IV. (Вечное возвращение). – Если вам на склоне лет вдруг покажется, что вы родились не в той стране, в какой следовало бы – потому что вы не можете представить себя в ней полноправным и счастливым гражданином – и не в той семье, в которой следовало бы – тоже по причине тонкой дисгармонии, сделавшей невозможным чувство постоянной и взаимной любви между вами и вашими домашними – и если это ваше странное убеждение постепенно станет вашей второй натурой и вы будете себя в нем упрекать – еще бы! ведь получается, что вы в жизни являетесь тем самым знаменитым танцором, которому, как говорится, яйца мешают, но ничего с собой поделать не сможете, – успокойтесь, еще не все потеряно! вам всего лишь следует задуматься над законом великого контраста: ведь согласно этому закону понять столь основополагающие вещи, как соотношение собственной сущности со страной и семьей, в которых она призвана раскрыться, можно лишь пережив их полную противоположность.

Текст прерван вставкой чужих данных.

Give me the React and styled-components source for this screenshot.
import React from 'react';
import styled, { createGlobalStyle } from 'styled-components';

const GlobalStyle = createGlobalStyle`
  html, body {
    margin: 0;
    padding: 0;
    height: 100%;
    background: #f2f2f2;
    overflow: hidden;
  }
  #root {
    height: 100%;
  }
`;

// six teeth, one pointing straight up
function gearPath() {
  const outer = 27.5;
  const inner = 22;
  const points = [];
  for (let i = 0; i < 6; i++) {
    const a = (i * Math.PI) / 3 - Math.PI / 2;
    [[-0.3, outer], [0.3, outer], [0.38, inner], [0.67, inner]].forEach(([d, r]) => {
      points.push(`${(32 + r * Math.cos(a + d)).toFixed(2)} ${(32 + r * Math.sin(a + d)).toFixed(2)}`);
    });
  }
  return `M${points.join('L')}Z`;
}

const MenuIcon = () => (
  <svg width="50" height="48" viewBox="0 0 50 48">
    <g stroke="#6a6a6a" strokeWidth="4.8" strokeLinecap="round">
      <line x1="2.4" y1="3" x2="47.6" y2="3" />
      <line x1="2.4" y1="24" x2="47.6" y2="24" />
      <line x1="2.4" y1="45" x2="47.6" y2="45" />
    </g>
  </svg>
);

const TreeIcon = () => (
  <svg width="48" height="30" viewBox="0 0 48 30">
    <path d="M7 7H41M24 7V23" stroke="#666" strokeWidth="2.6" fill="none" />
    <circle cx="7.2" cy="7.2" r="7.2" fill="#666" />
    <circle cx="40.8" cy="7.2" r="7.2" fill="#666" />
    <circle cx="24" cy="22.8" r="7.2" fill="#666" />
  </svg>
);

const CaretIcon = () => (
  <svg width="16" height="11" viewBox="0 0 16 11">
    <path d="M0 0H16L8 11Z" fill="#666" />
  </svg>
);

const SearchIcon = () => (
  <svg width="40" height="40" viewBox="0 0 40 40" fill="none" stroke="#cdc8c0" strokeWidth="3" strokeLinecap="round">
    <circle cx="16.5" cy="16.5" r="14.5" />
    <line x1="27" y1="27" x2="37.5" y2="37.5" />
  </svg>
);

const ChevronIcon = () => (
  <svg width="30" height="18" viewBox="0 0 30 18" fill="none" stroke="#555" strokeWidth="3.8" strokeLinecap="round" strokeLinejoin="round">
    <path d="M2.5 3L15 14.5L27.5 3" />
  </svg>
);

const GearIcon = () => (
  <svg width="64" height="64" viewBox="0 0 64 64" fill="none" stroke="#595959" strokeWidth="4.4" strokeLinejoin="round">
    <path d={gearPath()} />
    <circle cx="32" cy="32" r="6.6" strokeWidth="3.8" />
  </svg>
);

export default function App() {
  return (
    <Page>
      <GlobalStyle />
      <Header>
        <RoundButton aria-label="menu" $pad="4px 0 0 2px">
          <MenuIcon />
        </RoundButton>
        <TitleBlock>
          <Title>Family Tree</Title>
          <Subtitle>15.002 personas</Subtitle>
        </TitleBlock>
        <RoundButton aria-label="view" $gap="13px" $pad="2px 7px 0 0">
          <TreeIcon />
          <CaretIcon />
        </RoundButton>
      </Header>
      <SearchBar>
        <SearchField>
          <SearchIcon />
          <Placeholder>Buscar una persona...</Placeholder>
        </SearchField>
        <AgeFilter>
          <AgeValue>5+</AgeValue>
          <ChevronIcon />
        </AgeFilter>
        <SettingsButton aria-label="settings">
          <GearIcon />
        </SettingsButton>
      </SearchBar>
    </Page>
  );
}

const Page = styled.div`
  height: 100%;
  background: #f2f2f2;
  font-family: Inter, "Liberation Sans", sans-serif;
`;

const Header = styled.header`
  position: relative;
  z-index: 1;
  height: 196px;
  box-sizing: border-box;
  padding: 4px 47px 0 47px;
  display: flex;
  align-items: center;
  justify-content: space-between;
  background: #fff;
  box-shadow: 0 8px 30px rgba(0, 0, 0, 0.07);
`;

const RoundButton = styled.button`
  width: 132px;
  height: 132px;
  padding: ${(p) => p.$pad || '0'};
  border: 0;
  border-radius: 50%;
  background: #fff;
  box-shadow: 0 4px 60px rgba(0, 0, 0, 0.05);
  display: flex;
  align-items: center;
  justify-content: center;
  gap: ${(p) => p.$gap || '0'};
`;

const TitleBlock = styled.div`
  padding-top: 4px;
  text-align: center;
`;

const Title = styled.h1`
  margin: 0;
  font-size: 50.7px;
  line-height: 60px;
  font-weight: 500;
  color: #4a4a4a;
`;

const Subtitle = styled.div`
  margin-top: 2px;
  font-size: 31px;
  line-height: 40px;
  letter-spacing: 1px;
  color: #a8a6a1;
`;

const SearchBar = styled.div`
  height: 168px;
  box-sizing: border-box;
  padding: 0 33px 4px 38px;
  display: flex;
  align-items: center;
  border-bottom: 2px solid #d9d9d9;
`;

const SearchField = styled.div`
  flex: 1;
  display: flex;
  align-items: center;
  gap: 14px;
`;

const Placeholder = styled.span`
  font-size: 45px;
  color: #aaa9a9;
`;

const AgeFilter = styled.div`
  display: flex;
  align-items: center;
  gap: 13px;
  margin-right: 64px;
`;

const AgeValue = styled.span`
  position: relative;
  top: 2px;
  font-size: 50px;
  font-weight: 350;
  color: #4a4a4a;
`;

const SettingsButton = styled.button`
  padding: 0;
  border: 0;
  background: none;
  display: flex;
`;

А это значит, что вам все-таки удалось, как бы вы это ни скрывали, познать и другую страну и другую семью, – и уже из этой, зеркально отраженной перспективы, вы осознали то, что осознали: но если так, значит, вы все же под конец жизни нашли то, что искали – ведь счастливая находка была бы невозможна без неблагоприятного исходного пункта: то есть, иными словами, для того только вы и родились там, где родились, чтобы переехать туда, где вы сейчас живете более менее покойно и счастливо, и для того только вы имели первый и несчастливый брак, чтобы создать второй и вполне гармоничный, – но тогда следует с тем большей благодарностью отнестись и к городу, где вы увидели свет, и к семье, которая дала вам жизнь, и к первой жене, с которой все было не так, как должно было быть, и даже к вашему ребенку от нее, с которым у вас тоже нет, не было и никогда не будет полного взаимопонимания.
Короче говоря: не для того вы родились на этот свет, чтобы сделаться оплотом чего бы то ни было (в данном случае страны или семьи), а родились вы на этот свет для того, чтобы стать вечным странником по жизни (и даже без религиозного пристанища, которое это странничество идеальным образом оправдывает), – в самом деле, разве можно сделаться истинным странником, родившись там, где надо?

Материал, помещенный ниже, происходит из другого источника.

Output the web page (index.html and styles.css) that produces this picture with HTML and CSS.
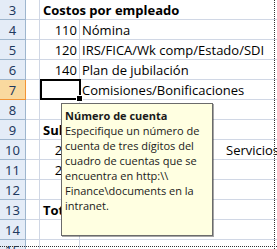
FILE: index.html
```html
<!DOCTYPE html>
<html>
<head>
<meta charset="utf-8">
<link rel="stylesheet" href="styles.css">
</head>
<body>
<div class="sheet">
  <div class="row"><div class="rh">3</div><div class="ca"></div><div class="cb bold ov">Costos por empleado</div><div class="cc"></div></div>
  <div class="row"><div class="rh">4</div><div class="ca"></div><div class="cb num">110</div><div class="cc">Nómina</div></div>
  <div class="row"><div class="rh">5</div><div class="ca"></div><div class="cb num">120</div><div class="cc">IRS/FICA/Wk comp/Estado/SDI</div></div>
  <div class="row"><div class="rh">6</div><div class="ca"></div><div class="cb num">140</div><div class="cc">Plan de jubilación</div></div>
  <div class="row"><div class="rh sel">7</div><div class="ca"></div><div class="cb num"></div><div class="cc">Comisiones/Bonificaciones</div></div>
  <div class="row"><div class="rh">8</div><div class="ca"></div><div class="cb"></div><div class="cc"></div></div>
  <div class="row"><div class="rh">9</div><div class="ca"></div><div class="cb bold ov">Subtotal</div><div class="cc"></div></div>
  <div class="row"><div class="rh">10</div><div class="ca"></div><div class="cb num">210</div><div class="cc"><span class="far">Servicios</span></div></div>
  <div class="row"><div class="rh">11</div><div class="ca"></div><div class="cb num">220</div><div class="cc"></div></div>
  <div class="row"><div class="rh">12</div><div class="ca"></div><div class="cb"></div><div class="cc"></div></div>
  <div class="row"><div class="rh">13</div><div class="ca"></div><div class="cb bold ov">Total</div><div class="cc"></div></div>
  <div class="row"><div class="rh">14</div><div class="ca"></div><div class="cb"></div><div class="cc"></div></div>
  <div class="row"><div class="rh">15</div><div class="ca"></div><div class="cb"></div><div class="cc"></div></div>

  <div class="active"><div class="handle"></div></div>
  <div class="vbreak"></div>
  <div class="hbreak"></div>

  <div class="tip">
    <div class="tip-title">Número de cuenta</div>
    <div class="tip-body">Especifique un número de<br>cuenta de tres dígitos del<br>cuadro de cuentas que se<br>encuentra en http:\\<br>Finance\documents en la<br>intranet.</div>
  </div>
</div>
</body>
</html>
```
FILE: styles.css
```css
html, body {
  margin: 0;
  padding: 0;
  background: #ffffff;
  overflow: hidden;
}
.sheet {
  position: relative;
  width: 277px;
  height: 249px;
  overflow: hidden;
  font-family: "Open Sans", "Noto Sans", sans-serif;
  font-size: 13px;
  color: #000;
}
.row {
  display: flex;
  height: 19px;
  border-bottom: 1px solid #d0d7e5;
}
.rh {
  width: 26px;
  flex: none;
  background: #e4ecf7;
  border-right: 1px solid #9eb6ce;
  border-bottom: 1px solid #9eb6ce;
  margin-bottom: -1px;
  color: #1f3a60;
  font-family: "Noto Sans", sans-serif;
  font-size: 13px;
  display: flex;
  align-items: center;
  justify-content: center;
  box-sizing: border-box;
  height: 20px;
}
.rh.sel {
  background: #f9d99f;
  border-right: 1px solid #f29436;
  border-bottom: 1px solid #f29436;
}
.ca {
  width: 13px;
  flex: none;
  border-right: 1px solid #d0d7e5;
}
.cb {
  width: 39px;
  flex: none;
  border-right: 1px solid #d0d7e5;
  display: flex;
  align-items: center;
  white-space: nowrap;
  padding: 0 2px;
  box-sizing: border-box;
  width: 40px;
}
.cb.num {
  justify-content: flex-end;
}
.cb.ov {
  overflow: visible;
  border-right-color: transparent;
  position: relative;
  z-index: 1;
}
.bold {
  font-weight: 700;
  padding-left: 3px;
}
.cc {
  flex: 1;
  display: flex;
  align-items: center;
  white-space: nowrap;
  padding-left: 2px;
}
.far {
  margin-left: 144px;
}
.active {
  position: absolute;
  left: 40px;
  top: 79px;
  width: 41px;
  height: 21px;
  border: 2px solid #000;
  box-sizing: border-box;
}
.handle {
  position: absolute;
  right: -4px;
  bottom: -4px;
  width: 5px;
  height: 5px;
  background: #000;
  border: 1px solid #fff;
}
.vbreak {
  position: absolute;
  left: 274px;
  top: 0;
  width: 0;
  height: 249px;
  border-left: 1px dotted #333;
}
.hbreak {
  position: absolute;
  left: 0;
  top: 246px;
  width: 277px;
  height: 0;
  border-top: 1px dotted #333;
}
.tip {
  position: absolute;
  left: 61px;
  top: 103px;
  width: 152px;
  height: 133px;
  box-sizing: border-box;
  background: #ffffe1;
  border: 1px solid #6b6b6b;
  box-shadow: 1px 1px 0 rgba(0,0,0,0.35);
  padding: 4px 0 0 3px;
  font-family: "Open Sans", "Noto Sans", sans-serif;
  font-size: 11px;
  line-height: 15px;
  color: #1a1a1a;
  z-index: 2;
}
.tip-title {
  font-weight: 700;
}
```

И весь вопрос только в том, обрели вы на склоне лет и при «втором заходе» надежную гавань или это всего лишь очередная временная пристань? потому как, чтобы стать «вполне своим» в любой гавани, в нее нельзя приплыть откуда-то издалека, но в ней нужно родиться, – то есть, иными словами, тень предположения Ницше о «вечном возвращении» ложится на вас, и смутная догадка, что вам отныне всегда будет суждено рождаться не там, где нужно, зато еще при жизни с избытком компенсировать последствия не вполне «удачного» рождения, – она, эта догадка, никогда уже не позволит вам ни слепо надеяться на «природную доброту» матушки-жизни, ни тем более однозначно отчаиваться в ней.